Friday, July 26, 2013

From Missouri to Oregon: A Biographical Brief of Kinman Elliott

Kinman Elliott was born in Missouri in1831 and died at the age of 87 in Lebanon, Linn County, Oregon in 1918.  Kinman was the father of John Morgan Elliott (1866-1962), who was the father of Elbert Aaron Elliott (1897-1986), who was the father of James Elbert Elliott (1924-1965).  Kinman was married to Nancy Pickerell who was born in Green County, Kentucky in 1832.  Nancy died in Lebanon just four years prior to Kinman in 1914 at the age of 82.  Preliminary research suggests that Kinman and Nancy were married in 1849, but I have been unable to substantiate which state they were married in.  However, general vital record information suggests they were married in Missouri.

Kinman and Nancy were the parents of ten, possibly eleven, children.  Vital records also suggest all but two of their children were born in Northwest Missouri (they lived both in Graham and St. Joseph).   It would seem their family lived in Nebraska for a time, which is where John Morgan Elliott was born.  Joel Elliott, the youngest of Kinman and Nancy, was born in Oregon in 1870.  As a result, we are left to assume that Kinman Elliott and his family arrived in Oregon between 1866 and 1870. To give readers a contextual point of reference, in 1870 Oregon had only been a state since February 14, 1859.  Five years prior, the 13th Amendment (abolishment of slavery) had been ratified and Abraham Lincoln was assassinated in 1865.  Two years prior, Andrew Johnson, Lincoln's successor, was impeached and Ulysses S. Grant was elected President in 1868.  One year prior, the Transcontinental Railroad was completed and 14th Amendment (states reconstruction) was ratified in 1869.

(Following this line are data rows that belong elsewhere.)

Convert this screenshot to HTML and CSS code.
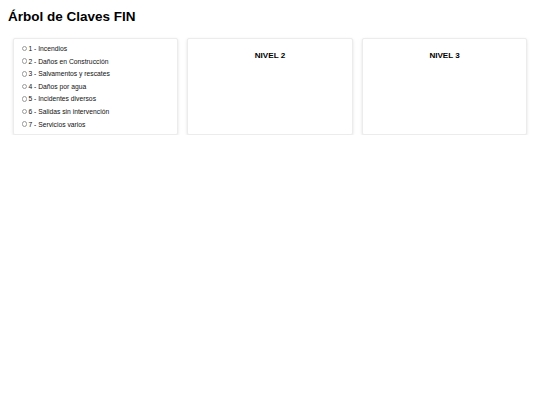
FILE: index.html
```html
<!DOCTYPE html>
<html lang="es">
<head>
<meta charset="utf-8">
<title>Árbol de Claves FIN</title>
<link rel="stylesheet" href="styles.css">
</head>
<body>
<h1 class="title">Árbol de Claves FIN</h1>
<div class="levels">
  <div class="panel">
    <ul class="options">
      <li class="option"><span class="radio"></span>1 - Incendios</li>
      <li class="option"><span class="radio"></span>2 - Daños en Construcción</li>
      <li class="option"><span class="radio"></span>3 - Salvamentos y rescates</li>
      <li class="option"><span class="radio"></span>4 - Daños por agua</li>
      <li class="option"><span class="radio"></span>5 - Incidentes diversos</li>
      <li class="option"><span class="radio"></span>6 - Salidas sin intervención</li>
      <li class="option"><span class="radio"></span>7 - Servicios varios</li>
    </ul>
  </div>
  <div class="panel">
    <div class="panel-title">NIVEL 2</div>
  </div>
  <div class="panel">
    <div class="panel-title">NIVEL 3</div>
  </div>
</div>
</body>
</html>
```

FILE: styles.css
```css
html, body {
  background: #ffffff;
}
body {
  margin: 0;
  padding: 0 8px;
  font-family: "Liberation Sans", Arial, sans-serif;
  color: #000;
}
.title {
  font-size: 13.5px;
  font-weight: bold;
  line-height: 15.5px;
  margin: 9.4px 0 0;
}
.levels {
  display: grid;
  grid-template-columns: 1fr 1fr 1fr;
  column-gap: 9.2px;
  padding: 0 4.7px;
  margin-top: 13.6px;
}
.panel {
  border: 1px solid #ececec;
  border-radius: 2px;
  box-shadow: 0 1px 3px rgba(0, 0, 0, 0.12);
  background: #fff;
  padding: 2.8px 8px 3.6px;
  box-sizing: border-box;
  min-height: 97px;
}
.options {
  list-style: none;
  margin: 0;
  padding: 0;
}
.option {
  display: flex;
  align-items: center;
  height: 12.6px;
  font-size: 6.75px;
  color: #111;
}
.radio {
  width: 5.6px;
  height: 5.6px;
  border: 0.6px solid #9a9a9a;
  border-radius: 50%;
  box-sizing: border-box;
  margin-right: 1.2px;
  flex: none;
}
.panel-title {
  text-align: center;
  font-size: 8.1px;
  font-weight: bold;
  line-height: 9.3px;
  margin-top: 8.6px;
}
```
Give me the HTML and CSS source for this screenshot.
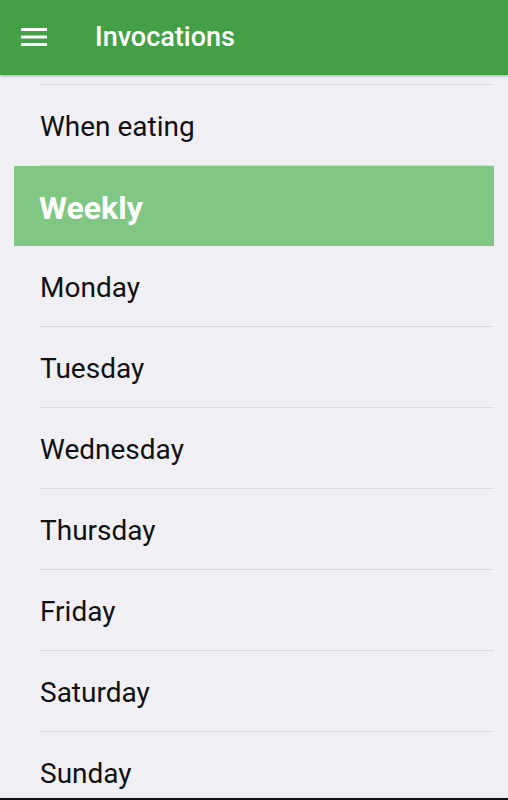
FILE: index.html
```html
<!DOCTYPE html>
<html lang="en">
<head>
    <meta charset="UTF-8">
    <meta name="viewport" content="width=device-width, initial-scale=1.0">
    <title>Invocations</title>
    <link rel="stylesheet" href="styles.css">
</head>
<body>
    <!-- Barra superior -->
    <header class="toolbar">
        <button class="menu-btn" aria-label="Menu">
            <svg width="26" height="18" viewBox="0 0 26 18">
                <rect x="0" y="0" width="26" height="3" fill="#ffffff"/>
                <rect x="0" y="7.5" width="26" height="3" fill="#ffffff"/>
                <rect x="0" y="15" width="26" height="3" fill="#ffffff"/>
            </svg>
        </button>
        <h1>Invocations</h1>
    </header>

    <!-- Lista de invocações -->
    <main class="list">
        <div class="item first">When eating</div>
        <div class="section">Weekly</div>
        <div class="item">Monday</div>
        <div class="item">Tuesday</div>
        <div class="item">Wednesday</div>
        <div class="item">Thursday</div>
        <div class="item">Friday</div>
        <div class="item">Saturday</div>
        <div class="item">Sunday</div>
    </main>

    <div class="nav-edge"></div>
</body>
</html>
```

FILE: styles.css
```css
/* Estilo geral */
body {
    margin: 0;
    height: 800px;
    display: flex;
    flex-direction: column;
    overflow: hidden;
    background-color: #efeff4;
    font-family: Roboto, "Noto Sans", sans-serif;
    color: #111111;
}

/* Barra superior */
.toolbar {
    height: 75px;
    flex-shrink: 0;
    display: flex;
    align-items: center;
    background-color: #43a047;
    box-shadow: 0 1px 3px rgba(0, 0, 0, 0.3);
    position: relative;
    z-index: 1;
}

.menu-btn {
    background: none;
    border: none;
    padding: 0;
    margin-left: 21px;
    width: 26px;
    height: 18px;
    display: flex;
    margin-top: -1px;
}

.toolbar h1 {
    margin: 0 0 0 48px;
    font-size: 27px;
    font-weight: 500;
    color: #ffffff;
    line-height: 77px;
}

/* Lista */
.list {
    flex: 1;
    overflow: hidden;
    padding-top: 9px;
}

.item {
    margin: 0 14px 0 40px;
    height: 80px;
    line-height: 84px;
    font-size: 28px;
    border-bottom: 1px solid #dadade;
}

.item.first {
    border-top: 1px solid #dadade;
}

/* Cabeçalho de seção */
.section {
    margin: 0 14px;
    height: 80px;
    line-height: 84px;
    padding-left: 25px;
    background-color: #81c784;
    color: #ffffff;
    font-size: 32px;
    font-weight: 700;
}

/* Borda inferior */
.nav-edge {
    height: 2px;
    flex-shrink: 0;
    background-color: #111111;
}
```
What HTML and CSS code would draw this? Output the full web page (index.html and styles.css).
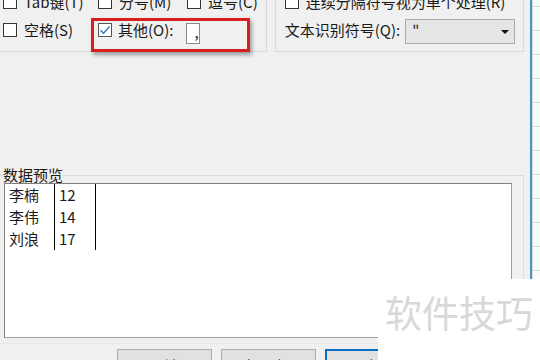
FILE: index.html
```html
<!DOCTYPE html>
<html lang="zh-CN">

<head>
    <meta charset="UTF-8">
    <meta name="viewport" content="width=device-width, initial-scale=1.0">
    <title>文本导入向导</title>
    <link rel="stylesheet" href="styles.css">
</head>

<body>
    <div class="screen">
        <div class="dialog">
            <div class="top">
                <div class="group group-left">
                    <div class="opt-grid">
                        <label class="opt"><span class="box"></span>Tab键(T)</label>
                        <label class="opt"><span class="box"></span>分号(M)</label>
                        <label class="opt"><span class="box"></span>逗号(C)</label>
                        <label class="opt"><span class="box"></span>空格(S)</label>
                        <label class="opt opt-other">
                            <span class="box">
                                <svg width="12" height="12" viewBox="0 0 12 12">
                                    <path d="M1.5 6.2 L4.6 9.2 L10.6 2.4" fill="none" stroke="#2f6fc4" stroke-width="1.4"/>
                                </svg>
                            </span>其他(O):<span class="field">,</span>
                        </label>
                    </div>
                </div>
                <div class="group group-right">
                    <label class="opt"><span class="box"></span>连续分隔符号视为单个处理(R)</label>
                    <div class="opt">文本识别符号(Q):<span class="select">"<span class="arrow"></span></span></div>
                </div>
            </div>

            <div class="preview">
                <div class="preview-title">数据预览</div>
                <div class="preview-box">
                    <table class="data">
                        <tr><td>李楠</td><td>12</td></tr>
                        <tr><td>李伟</td><td>14</td></tr>
                        <tr><td>刘浪</td><td>17</td></tr>
                    </table>
                </div>
            </div>

            <div class="buttons">
                <button class="btn">取消</button>
                <button class="btn">&lt; 上一步(B)</button>
                <button class="btn btn-default">下一步(N) &gt;</button>
                <button class="btn">完成(F)</button>
            </div>
        </div>
        <div class="sheet"></div>

        <!-- annotation and watermark drawn over the screenshot -->
        <div class="highlight"></div>
        <div class="watermark">软件技巧</div>
    </div>
</body>

</html>
```

FILE: styles.css
```css
body {
    margin: 0;
    font-family: "Noto Sans CJK SC", "Noto Sans", sans-serif;
    font-size: 15px;
    color: #1a1a1a;
}

.screen {
    position: relative;
    display: flex;
    width: 540px;
    height: 360px;
    overflow: hidden;
    background-color: #fff;
}

.dialog {
    width: 524px;
    padding-right: 6px;
    background-color: #f0f0f0;
    border-right: 2px solid #4a93c4;
    flex-shrink: 0;
}

.sheet {
    flex: 1;
    border-left: 1px solid #cfdde6;
    background: repeating-linear-gradient(to bottom, #fafafa 0 23px, #d6d6d6 23px 24px);
    background-position: 0 7px;
}

/* option groups */
.top {
    display: flex;
    gap: 8px;
    margin-top: -20px;
}

.group {
    border: 1px solid #d9d9d9;
    padding: 7px 8px;
}

.group-left {
    width: 260px;
    margin-left: -6px;
}

.group-right {
    flex: 1;
    padding-left: 9px;
}

.opt-grid {
    display: grid;
    grid-template-columns: 95px 89px 1fr;
}

.opt {
    display: flex;
    align-items: center;
    height: 28px;
    line-height: 18px;
    white-space: nowrap;
}

.box {
    display: inline-flex;
    align-items: center;
    justify-content: center;
    width: 12px;
    height: 12px;
    border: 1px solid #333;
    background-color: #fff;
    margin-right: 7px;
    flex-shrink: 0;
}

.opt-other .box {
    border-color: #555;
    margin-right: 6px;
}

.field {
    display: inline-block;
    width: 27px;
    height: 19px;
    margin: 7px 0 0 13px;
    padding-left: 7px;
    border: 1px solid #8a8a8a;
    background-color: #fff;
    line-height: 16px;
}

.select {
    display: flex;
    align-items: center;
    justify-content: space-between;
    width: 97px;
    height: 23px;
    margin: 3px 0 0 5px;
    padding: 0 5px 0 6px;
    border: 1px solid #acacac;
    background-color: #e5e5e5;
}

.arrow {
    width: 0;
    height: 0;
    border-left: 4px solid transparent;
    border-right: 4px solid transparent;
    border-top: 4px solid #111;
}

/* preview */
.preview {
    margin: 123px 0 0 -5px;
    padding: 0 11px 5px 8px;
    border-top: 1px solid #dcdcdc;
    border-right: 1px solid #dcdcdc;
    border-bottom: 1px solid #e6e6e6;
}

.preview-title {
    width: max-content;
    margin-top: -9px;
    background-color: #f0f0f0;
    line-height: 16px;
}

.preview-box {
    height: 153px;
    margin-left: 1px;
    border: 1px solid #828282;
    border-right-color: #a0a0a0;
    border-bottom-color: #a0a0a0;
    background-color: #fff;
}

.data {
    border-collapse: collapse;
}

.data td {
    height: 22px;
    padding: 0 0 0 4px;
    border-right: 1px solid #000;
    line-height: 18px;
}

.data td:first-child {
    width: 45px;
}

.data td:last-child {
    width: 36px;
}

/* buttons */
.buttons {
    display: flex;
    justify-content: flex-end;
    gap: 9px;
    margin-top: 5px;
}

.btn {
    width: 95px;
    height: 30px;
    padding: 4px 0 0;
    border: 1px solid #adadad;
    background-color: #e1e1e1;
    color: #1a1a1a;
    font-family: inherit;
    font-size: 15px;
    line-height: 18px;
    vertical-align: top;
}

.btn-default {
    border: 2px solid #0a6fc4;
}

.highlight {
    position: absolute;
    left: 91px;
    top: 18px;
    width: 153px;
    height: 28px;
    border: 3px solid #d81f20;
    box-shadow: 2px 3px 4px rgba(0, 0, 0, 0.35);
}

.watermark {
    position: absolute;
    left: 378px;
    top: 279px;
    width: 162px;
    height: 81px;
    padding-left: 7px;
    box-sizing: border-box;
    background-color: #fff;
    color: #d8d8d8;
    font-size: 37px;
    line-height: 66px;
}
```
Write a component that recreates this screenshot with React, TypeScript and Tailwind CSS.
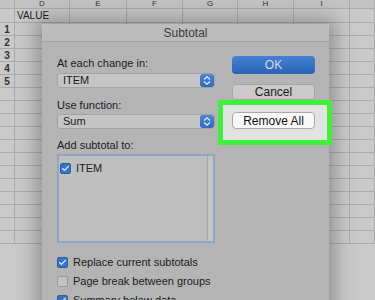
import { Check } from 'lucide-react'

const cols = ['D', 'E', 'F', 'G', 'H', 'I', '']
const rows = Array.from({ length: 17 }, (_, i) => i)

function Stepper() {
  return (
    <div className="w-[14px] h-full rounded-[3px] bg-gradient-to-b from-[#4a86d8] to-[#2f68bd] flex flex-col items-center justify-center gap-[1px]">
      <svg width="8" height="4" viewBox="0 0 8 4">
        <path d="M1 3.5 L4 0.8 L7 3.5" fill="none" stroke="#e8eef8" strokeWidth="1.2" />
      </svg>
      <svg width="8" height="4" viewBox="0 0 8 4">
        <path d="M1 0.5 L4 3.2 L7 0.5" fill="none" stroke="#e8eef8" strokeWidth="1.2" />
      </svg>
    </div>
  )
}

function Select({ value }: { value: string }) {
  return (
    <div className="h-[15px] w-full flex items-stretch rounded-[3px] bg-[#c5c5c5] border border-[#a3a3a3]">
      <span className="flex-1 pl-[5px] text-[11px] leading-[13px] text-[#1c1c1c]">{value}</span>
      <Stepper />
    </div>
  )
}

function Box({ checked }: { checked: boolean }) {
  return checked ? (
    <span className="w-[11px] h-[11px] rounded-[2px] bg-[#3675c6] border border-[#2a5ea6] flex items-center justify-center">
      <Check className="w-[9px] h-[9px] text-[#e8eef8]" strokeWidth={3} />
    </span>
  ) : (
    <span className="w-[11px] h-[11px] rounded-[2px] bg-[#c3c3c3] border border-[#9a9a9a]" />
  )
}

function CheckRow({ checked, label }: { checked: boolean; label: string }) {
  return (
    <div className="h-[14px] flex items-center gap-[5px] whitespace-nowrap">
      <Box checked={checked} />
      <span className="text-[11px] leading-[14px] text-[#1c1c1c]">{label}</span>
    </div>
  )
}

export default function App() {
  return (
    <div
      className="relative w-[375px] h-[300px] overflow-hidden bg-[#c9c9c9]"
      style={{ fontFamily: '"Liberation Sans", Arial, sans-serif' }}
    >
      {/* sheet */}
      <div className="grid grid-cols-[15px_55px_57px_56px_55px_56px_56px_25px]">
        <div className="h-[9px] border-r border-b border-[#aaaaaa] bg-[#c3c3c3]" />
        {cols.map((c, i) => (
          <div
            key={i}
            className="h-[9px] border-r border-b border-[#aaaaaa] bg-[#c3c3c3] flex justify-center"
          >
            <span className="text-[8px] leading-[8px] text-[#333]">{c}</span>
          </div>
        ))}
        <div className="h-[14px] border-r border-b border-[#aaaaaa]" />
        <div className="h-[14px] border-r border-b border-[#aaaaaa] pl-[2px] text-[10px] leading-[14px] text-[#222]">
          VALUE
        </div>
        {cols.slice(1).map((_, i) => (
          <div key={i} className="h-[14px] border-r border-b border-[#aaaaaa]" />
        ))}
        {rows.map((r) => (
          <div key={r} className="contents">
            <div className="h-[13px] border-r border-b border-[#aaaaaa] text-[10px] leading-[13px] font-bold text-[#333] text-center">
              {r < 5 ? r + 1 : ''}
            </div>
            {cols.map((_, i) => (
              <div key={i} className="h-[13px] border-r border-b border-[#aaaaaa]" />
            ))}
          </div>
        ))}
      </div>

      {/* green highlight, drawn under the Remove All button */}
      <div className="absolute left-[218px] top-[100px] w-[114px] h-[45px] border-[5px] border-[#3ef03a] bg-[#e2e2e2] z-[5]" />

      {/* dialog window */}
      <div className="absolute left-[42px] top-[24px] w-[287px] h-[300px] flex flex-col shadow-[0_0_18px_6px_rgba(0,0,0,0.28)]">
        <div className="h-[18px] bg-[#bcbcbc] border-b border-[#a4a4a4] rounded-t-[4px] flex items-center justify-center">
          <span className="text-[12px] leading-[14px] text-[#3a3a3a]">Subtotal</span>
        </div>
        <div className="flex-1 bg-[#b4b4b4] flex pl-[15px] pt-[14px]">
          <div className="w-[158px] flex flex-col">
            <span className="text-[11px] leading-[14px] text-[#1c1c1c]">At each change in:</span>
            <div className="mt-[3px]">
              <Select value="ITEM" />
            </div>
            <span className="mt-[10px] text-[11px] leading-[14px] text-[#1c1c1c]">Use function:</span>
            <div className="mt-[2px]">
              <Select value="Sum" />
            </div>
            <span className="mt-[9px] text-[11px] leading-[14px] text-[#1c1c1c]">Add subtotal to:</span>
            <div className="mt-[2px] h-[89px] border-2 border-[#8ea6c6] bg-[#bfbfbf] flex">
              <div className="flex-1 pt-[5px] pl-[1px]">
                <CheckRow checked label="ITEM" />
              </div>
              <div className="w-[6px] border-l border-[#a9a9a9] bg-[#c4c4c4]" />
            </div>
            <div className="mt-[12px] flex flex-col gap-[5px]">
              <CheckRow checked label="Replace current subtotals" />
              <CheckRow checked={false} label="Page break between groups" />
              <CheckRow checked label="Summary below data" />
            </div>
          </div>
          <div className="ml-[17px] w-[83px] flex flex-col">
            <div className="h-[18px] rounded-[4px] bg-gradient-to-b from-[#4581d3] to-[#2a63b6] flex items-center justify-center">
              <span className="text-[12px] leading-[14px] text-[#d0dcf0]">OK</span>
            </div>
            <div className="mt-[10px] h-[16px] rounded-[4px] bg-[#cacaca] border border-[#a6a6a6] flex items-center justify-center">
              <span className="text-[12px] leading-[14px] text-[#1c1c1c]">Cancel</span>
            </div>
            <div className="mt-[12px] h-[17px] rounded-[4px] bg-[#f8f8f8] border border-[#a9a9a9] flex items-center justify-center relative z-10">
              <span className="text-[12px] leading-[14px] text-[#111]">Remove All</span>
            </div>
          </div>
        </div>
      </div>
    </div>
  )
}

It's plausible that Kinman and Nancy were enticed to move westward when hearing success stories of families that homesteaded in the Great Plains states and the Northwest territories under the Donation Land Act of 1850.  Subsequently, further settlement in Oregon was spurred on by the 1862 Homestead Act which was signed into law by Abraham Lincoln.  Hopeful homesteaders, possibly like Kinman Elliott, need only to file an application, improve the land, live on the land for five years, and then file a deed for ownership.  In time I hope to find evidence of such an application on behalf of Kinman and his family.  It could also be that Kinman was lured to the Willamette Valley by the blossoming and productive economy of western Oregon between the early 1820s through to the late 1880s.  Whether the intent was to homestead or otherwise capitalize on socioeconomic opportunities that existed in the Willamette Valley, it is unclear. Either way, I think it safe to assume that Kinman and Nancy sought to improve their young and burgeoning family's circumstance with an eventual migration to Oregon's Willamette Valley, a land many Elliott's have called home since. 

Conjecture based on dates and locations is fun, but substantiated evidence is preferred.  If you have any additional information or documentation about Kinman and his family, including oral histories, please share in the comments section of this post or e-mail me at tim.degraw04@gmail.com. 
 

1 comment:

  1. Most of the brothers and nephews ranched taking cattle from the Willamette Valley back and forth across Santiam Pass to Elliott Ranch just out of Prineville. Willis and Polly lived with their children in Oregon going from child to child until their deaths at ripe old ages.